What does this mean to VW owners? At this point, nothing.
However, if PHS does succeed in restoring some of that lost luster on the brand, we might see an improvement in the desirability as well as it corresponding improvement in resale value. God knows we’ve had enough of being given the shorter end of the stick
UPDATE 1 September 2016:
The two gentlemen you see above are the two Managing Directors of Volkswagen Passenger Cars Malaysia (VPCM), Mr. Alin Tapalaga (left), who oversees the Brand and Human Resource operations, and Mr. Florian Steiner who is responsible for Aftersales, Information Technology and Finance. VPCM is name Austria-based automotive retail specialist Porsche Holding Salzburg (PHS) will be operating under here in Malaysia.
So the roles under this restructuring process is as follows:-
- VPCM – distribution of new VW vehicles in Malaysia
- Volkswagen Group Malaysia (VGM) – focus on CKD assembly in Pekan and oversee the distribution of Audi
“VPCM is fully committed to the future growth of the Volkswagen brand amidst the highly competitive automotive landscape in Malaysia. With a strong management team already in place, we endeavour to provide our customers with a complete ownership experience. Customers can also rest assured that we will be increasing the locally-assembled model line-up, and will continue to import CBU models into the country,” said Mr. Tapalaga.
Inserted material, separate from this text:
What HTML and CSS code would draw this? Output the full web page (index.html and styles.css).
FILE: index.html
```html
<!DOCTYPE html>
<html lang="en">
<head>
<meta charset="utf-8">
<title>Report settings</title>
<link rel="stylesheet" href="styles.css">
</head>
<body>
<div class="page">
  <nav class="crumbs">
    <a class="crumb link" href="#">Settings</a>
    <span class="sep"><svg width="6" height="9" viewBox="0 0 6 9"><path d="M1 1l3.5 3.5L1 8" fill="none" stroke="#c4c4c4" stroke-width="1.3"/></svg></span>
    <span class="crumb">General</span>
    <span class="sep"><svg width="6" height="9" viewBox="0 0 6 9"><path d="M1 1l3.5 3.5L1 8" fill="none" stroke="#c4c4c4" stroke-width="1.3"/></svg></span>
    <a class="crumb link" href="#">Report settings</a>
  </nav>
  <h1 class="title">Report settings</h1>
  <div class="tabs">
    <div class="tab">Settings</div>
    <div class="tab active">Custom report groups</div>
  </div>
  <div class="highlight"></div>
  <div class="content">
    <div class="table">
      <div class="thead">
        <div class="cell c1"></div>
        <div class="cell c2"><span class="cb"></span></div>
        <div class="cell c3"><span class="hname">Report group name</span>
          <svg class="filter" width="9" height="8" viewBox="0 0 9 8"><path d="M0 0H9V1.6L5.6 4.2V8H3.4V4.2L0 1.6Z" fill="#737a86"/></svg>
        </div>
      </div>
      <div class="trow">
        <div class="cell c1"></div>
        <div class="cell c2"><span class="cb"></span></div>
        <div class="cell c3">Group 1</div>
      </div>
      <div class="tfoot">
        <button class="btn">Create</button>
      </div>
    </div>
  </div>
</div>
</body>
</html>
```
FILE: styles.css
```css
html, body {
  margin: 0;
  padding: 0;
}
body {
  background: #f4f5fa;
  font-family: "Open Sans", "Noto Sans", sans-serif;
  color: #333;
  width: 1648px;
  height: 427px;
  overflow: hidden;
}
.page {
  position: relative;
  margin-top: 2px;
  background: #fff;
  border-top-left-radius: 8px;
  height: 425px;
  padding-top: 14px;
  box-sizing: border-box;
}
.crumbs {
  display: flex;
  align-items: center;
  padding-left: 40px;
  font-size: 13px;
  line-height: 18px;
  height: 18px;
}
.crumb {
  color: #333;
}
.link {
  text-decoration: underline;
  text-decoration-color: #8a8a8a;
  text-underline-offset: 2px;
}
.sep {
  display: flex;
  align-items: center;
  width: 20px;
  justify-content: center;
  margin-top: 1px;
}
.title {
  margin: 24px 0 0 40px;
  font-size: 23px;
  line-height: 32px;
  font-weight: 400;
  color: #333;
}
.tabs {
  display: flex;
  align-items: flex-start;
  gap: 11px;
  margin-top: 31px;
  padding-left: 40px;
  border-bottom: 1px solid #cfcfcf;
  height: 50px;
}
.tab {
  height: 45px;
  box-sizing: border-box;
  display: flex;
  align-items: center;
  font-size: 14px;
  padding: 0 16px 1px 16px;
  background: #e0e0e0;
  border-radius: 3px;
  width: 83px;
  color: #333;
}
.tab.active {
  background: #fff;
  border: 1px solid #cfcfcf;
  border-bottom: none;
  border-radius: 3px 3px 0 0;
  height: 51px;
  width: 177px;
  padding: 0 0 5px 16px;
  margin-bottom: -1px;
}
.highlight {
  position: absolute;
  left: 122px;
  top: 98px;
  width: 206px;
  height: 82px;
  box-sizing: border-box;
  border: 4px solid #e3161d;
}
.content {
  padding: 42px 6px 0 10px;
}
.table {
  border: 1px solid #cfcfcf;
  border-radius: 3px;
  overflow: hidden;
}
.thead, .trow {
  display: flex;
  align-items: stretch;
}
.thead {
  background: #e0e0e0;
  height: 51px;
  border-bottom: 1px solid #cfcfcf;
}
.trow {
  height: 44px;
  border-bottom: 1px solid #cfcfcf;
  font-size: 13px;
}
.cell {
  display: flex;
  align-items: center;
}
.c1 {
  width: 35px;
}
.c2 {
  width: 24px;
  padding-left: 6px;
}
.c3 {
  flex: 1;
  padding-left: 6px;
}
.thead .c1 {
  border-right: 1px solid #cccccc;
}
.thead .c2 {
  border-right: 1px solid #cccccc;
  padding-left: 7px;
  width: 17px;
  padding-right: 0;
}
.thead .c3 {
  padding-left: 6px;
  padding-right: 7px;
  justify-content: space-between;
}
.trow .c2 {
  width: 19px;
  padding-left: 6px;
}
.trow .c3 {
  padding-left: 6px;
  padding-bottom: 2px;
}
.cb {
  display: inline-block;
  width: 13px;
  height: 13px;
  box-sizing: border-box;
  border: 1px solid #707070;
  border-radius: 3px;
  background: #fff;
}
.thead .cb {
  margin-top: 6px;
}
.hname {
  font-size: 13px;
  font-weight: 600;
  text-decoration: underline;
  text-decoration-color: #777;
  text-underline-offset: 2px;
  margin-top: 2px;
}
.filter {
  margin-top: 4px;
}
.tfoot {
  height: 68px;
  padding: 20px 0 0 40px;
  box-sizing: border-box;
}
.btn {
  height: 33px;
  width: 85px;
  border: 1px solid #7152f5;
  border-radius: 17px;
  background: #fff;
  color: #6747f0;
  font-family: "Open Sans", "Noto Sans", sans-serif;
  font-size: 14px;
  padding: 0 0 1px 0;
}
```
As a result of these changes:-
- The current 2-years-manufacturer+3-years-insurance warranty will be discontinued and replaced with a full 5-years warranty backed by the manufacturer.
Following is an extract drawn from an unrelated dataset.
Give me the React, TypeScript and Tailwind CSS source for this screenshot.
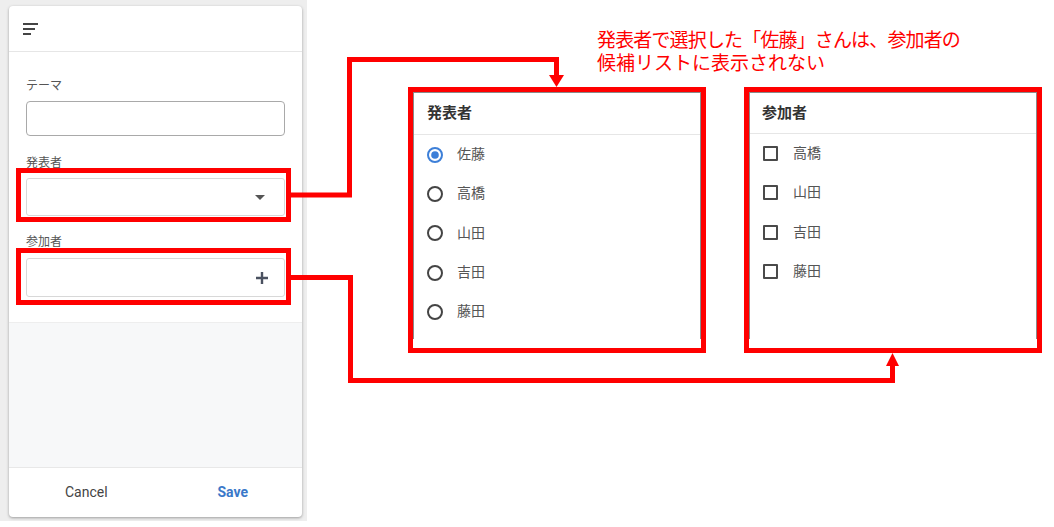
import React from "react";

const jp = { fontFamily: '"Roboto", "Noto Sans CJK JP", sans-serif' };

function Radio({ checked }: { checked?: boolean }) {
  return (
    <svg width="16" height="16" viewBox="0 0 16 16" className="shrink-0">
      {checked ? (
        <>
          <circle cx="8" cy="8" r="7" fill="none" stroke="#3d7fd8" strokeWidth="2" />
          <circle cx="8" cy="8" r="3.8" fill="#3d7fd8" />
        </>
      ) : (
        <circle cx="8" cy="8" r="7" fill="none" stroke="#444" strokeWidth="2" />
      )}
    </svg>
  );
}

function Check() {
  return <div className="w-[15px] h-[15px] border-2 border-[#4a4a4a] rounded-[1px] shrink-0" />;
}

export default function App() {
  const presenters = ["佐藤", "高橋", "山田", "吉田", "藤田"];
  const participants = ["高橋", "山田", "吉田", "藤田"];
  return (
    <div className="relative w-[1054px] h-[527px] bg-white flex overflow-hidden" style={jp}>
      {/* Left gray container */}
      <div className="w-[307px] h-[521px] bg-[#eeeeee] pl-[9px] pt-[6px] pr-[5px] pb-[4px] shrink-0">
        <div className="w-[293px] h-[511px] bg-white rounded-[4px] shadow-[0_1px_3px_rgba(0,0,0,0.35)] flex flex-col overflow-hidden">
          <div className="h-[46px] border-b border-[#e6e6e6] flex items-center pl-[14px] shrink-0">
            <svg width="16" height="12" viewBox="0 0 16 12">
              <rect x="0" y="0" width="15" height="2" fill="#444" />
              <rect x="0" y="5" width="12" height="2" fill="#444" />
              <rect x="0" y="10" width="8" height="2" fill="#444" />
            </svg>
          </div>
          <div className="px-[17px] pt-[26px] pb-[25px] flex flex-col shrink-0">
            <div className="text-[12px] leading-[16px] text-[#555] mb-[7px]">テーマ</div>
            <div className="h-[35px] border border-[#a9a9a9] rounded-[4px]" />
            <div className="text-[12px] leading-[16px] text-[#555] mt-[19px] mb-[7px]">発表者</div>
            <div className="h-[38px] border border-[#d8d8d8] rounded-[3px] flex items-center justify-end pr-[19px]">
              <svg width="10" height="5" viewBox="0 0 10 5">
                <path d="M0 0 L10 0 L5 5 Z" fill="#555" />
              </svg>
            </div>
            <div className="text-[12px] leading-[16px] text-[#555] mt-[18px] mb-[8px]">参加者</div>
            <div className="h-[39px] border border-[#d8d8d8] rounded-[3px] flex items-center justify-end pr-[15px]">
              <svg width="14" height="14" viewBox="0 0 14 14">
                <path d="M7 1 V13 M1 7 H13" stroke="#4a5160" strokeWidth="2.4" />
              </svg>
            </div>
          </div>
          <div className="flex-1 bg-[#f7f8f9] border-t border-[#eeeeee]" />
          <div className="h-[50px] flex items-center border-t border-[#e8e8e8] shrink-0">
            <div className="flex-1 text-center pl-2 text-[14px] text-[#444]">Cancel</div>
            <div className="flex-1 text-center pl-2 text-[14px] font-bold text-[#3a78c9]">Save</div>
          </div>
        </div>
      </div>

      {/* Right annotation area */}
      <div className="flex-1 flex flex-col">
        <div
          className="ml-[290px] mt-[27px] text-[19px] leading-[23px] text-[#ff0000]"
          style={{ fontFamily: '"Noto Sans CJK JP", sans-serif' }}
        >
          <div className="tracking-[-0.85px] whitespace-nowrap">発表者で選択した「佐藤」さんは、参加者の</div>
          <div className="whitespace-nowrap">候補リストに表示されない</div>
        </div>
        <div className="flex mt-[14px]">
          <div className="ml-[101px] w-[298px] h-[266px] border-[5px] border-[#ff0000] bg-white flex flex-col">
            <div className="flex-1 border-l border-r border-t border-[#8a8a8a] flex flex-col">
              <div className="h-[42px] border-b border-[#e6e6e6] flex items-center pl-[13px] text-[15px] font-bold text-[#333]">
                発表者
              </div>
              {presenters.map((n, i) => (
                <div key={n} className="h-[39.3px] flex items-center pl-[13px] gap-[14px]">
                  <Radio checked={i === 0} />
                  <span className="text-[14px] text-[#555]">{n}</span>
                </div>
              ))}
            </div>
            <div className="h-[9px]" />
          </div>
          <div className="ml-[38px] w-[298px] h-[266px] border-[5px] border-[#ff0000] bg-white flex flex-col">
            <div className="flex-1 border-l border-r border-t border-[#8a8a8a] flex flex-col">
              <div className="h-[41px] border-b border-[#e6e6e6] flex items-center pl-[12px] text-[15px] font-bold text-[#333]">
                参加者
              </div>
              {participants.map((n) => (
                <div key={n} className="h-[39.3px] flex items-center pl-[13px] gap-[15px]">
                  <Check />
                  <span className="text-[14px] text-[#555]">{n}</span>
                </div>
              ))}
            </div>
            <div className="h-[9px]" />
          </div>
        </div>
      </div>

      {/* Annotation overlay: highlight boxes and connectors */}
      <svg className="absolute inset-0 pointer-events-none" width="1054" height="527" viewBox="0 0 1054 527">
        <g fill="none" stroke="#ff0000" strokeWidth="5" strokeLinejoin="miter">
          <rect x="18.5" y="170.5" width="270" height="49" />
          <rect x="18.5" y="250.5" width="270" height="52" />
          <polyline points="291,195 349.5,195 349.5,59.5 556.5,59.5 556.5,77" />
          <polyline points="291,277.5 350.5,277.5 350.5,380.5 892.5,380.5 892.5,365" />
        </g>
        <polygon points="549,75 564,75 556.5,87" fill="#ff0000" />
        <polygon points="886,366 899,366 892.5,353" fill="#ff0000" />
      </svg>
    </div>
  );
}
- VGM’s current Managing Director, Armin Keller will be replaced with Mr Jeffrey Dehate on 1 October 2016
- The launch date of the new Volkswagen Jetta and the all-new Volkswagen Passat is set in the next few months
- The launch date of the new Audi A4 is set in the next few months
“Customer satisfaction remains a priority to us, and we recognize the importance of a strong relationship with our dealer partners in order to achieve this. Together, we will continue to explore new ways to further enhance our customers’ experience,” added Mr. Steiner.
It’s not often we see someone hit a RESET button but this has happened and it’s welcoming news! Personally, I feel managing the brand perception and distributor compliance should be given emphasis instead of the previous management who behaved as though there was nothing wrong with the brand. PHS, with its long history in brand and distribution management should bring about fresh change.
It’s interesting to note that both directors hail from Porsche. Not only do they posses knowledge and experience in establishing a high-performance, luxury sports brand, the both come from developing markets (Alin Tapalaga, Porsche Colombia and Florian Steiner, Porsche Bulgaria). It goes to show how serious VAG is in tackling the Malaysian market. With so much investments going into Pekan, they need to have a vibrant domestic market as well as develop a stable export market – something VGM can now fully focus on. It’s a good combination, matching years of retail know-hows with production and distribution excellence.
Watch out, competitors! Volkswagen is back in the ring!